La mobilitazione continua. La reazione delle Associazioni familiari cattoliche di Francia arriva solo in tarda serata. La Confederazione fa parte del cartello delle oltre 30 associazioni riunite sotto la sigla de “La Manif pour tous”: da mesi si stanno mobilitando per contrastare il progetto di legge presentato dal ministro per la giustizia Christiane Toubira e sono riuscite a portare in piazza milioni di persone, a Parigi e in altre città della Francia, facendo parlare di sé l’Europa intera. Nonostante ciò, il presidente Hollande non le ha mai convocate. Ed è questo l’atteggiamento più contestato oggi dall’associazionismo d’oltralpe. “Questo voto – scrivono le associazioni familiari – in linea con il modo in cui il governo ha condotto il dibattito, indebolisce seriamente la fiducia dei francesi nei loro dirigenti politici e crea, in luogo di una ‘pacifica Francia’, una frattura irreversibile della società francese”. Ciò che dunque le associazioni contestano è il modo in cui governo e presidente della Repubblica hanno evitato di ascoltare le ragioni dell’opposizione accelerando il processo che ha poi portato ieri all’approvazione del progetto di legge. “L’approvazione definitiva della legge – assicurano le associazioni familiari – non segna la fine della mobilitazione”. La Confederazione starà quindi in prima fila e “seguirà con interesse le azioni istituzionali che verranno promosse nei prossimi giorni”, per la “promozione del matrimonio e la filiazione così come sono ancora definiti dal codice civile e dal codice di famiglia e così come sono vissuti dall’immensa maggioranza delle famiglie in Francia”.
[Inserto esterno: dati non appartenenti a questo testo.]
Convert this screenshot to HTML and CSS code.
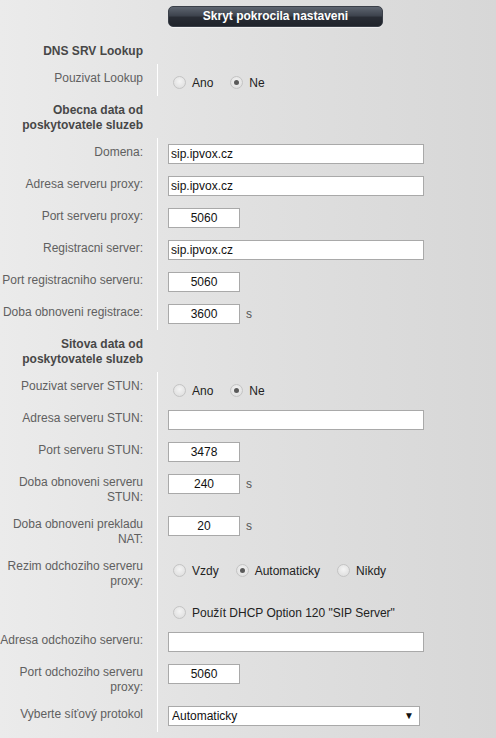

Richiesta di un Referendum e ricorso alla Corte Costituzionale. Le manifestazioni che hanno contrassegnato l’iter parlamentare proseguiranno e in modo pacifico, assicura la Manif pour tous. Sono previsti raduni di piazza il 5 e il 26 maggio a Parigi. Una delle portavoce più ascoltate delle associazioni, Frigide Barjot, ribadisce che il movimento di protesta resta “apolitico”. L’obiettivo è quello di arrivare a convincere il presidente Hollande ad indire un referendum popolare. In campo sono scesi anche i senatori dell’Ump, principale partito di opposizione, che hanno deciso di depositare alla Corte costituzionale un ricorso contro la legge anche sulla base del nodo legato all’adozione piena. In un comunicato i senatori spiegano che il ricorso si fonda sulla base di alcuni principi che nel corso dell’approvazione della legge non sono stati rispettati: l’insufficienza dei lavori preparatori; il fatto che “la definizione del matrimonio, principio fondamentale riconosciuto dalle leggi della Repubblica, non può essere modificato da una semplice legge”. E, infine, la costatazione che “le disposizioni relative alla filiazione adottiva violano il principio del diritto al rispetto della vita privata familiare, il principio della dignità della persona e quello dell’uguaglianza, tutti principi fondamentali riconosciuti dalle leggi della Repubblica”.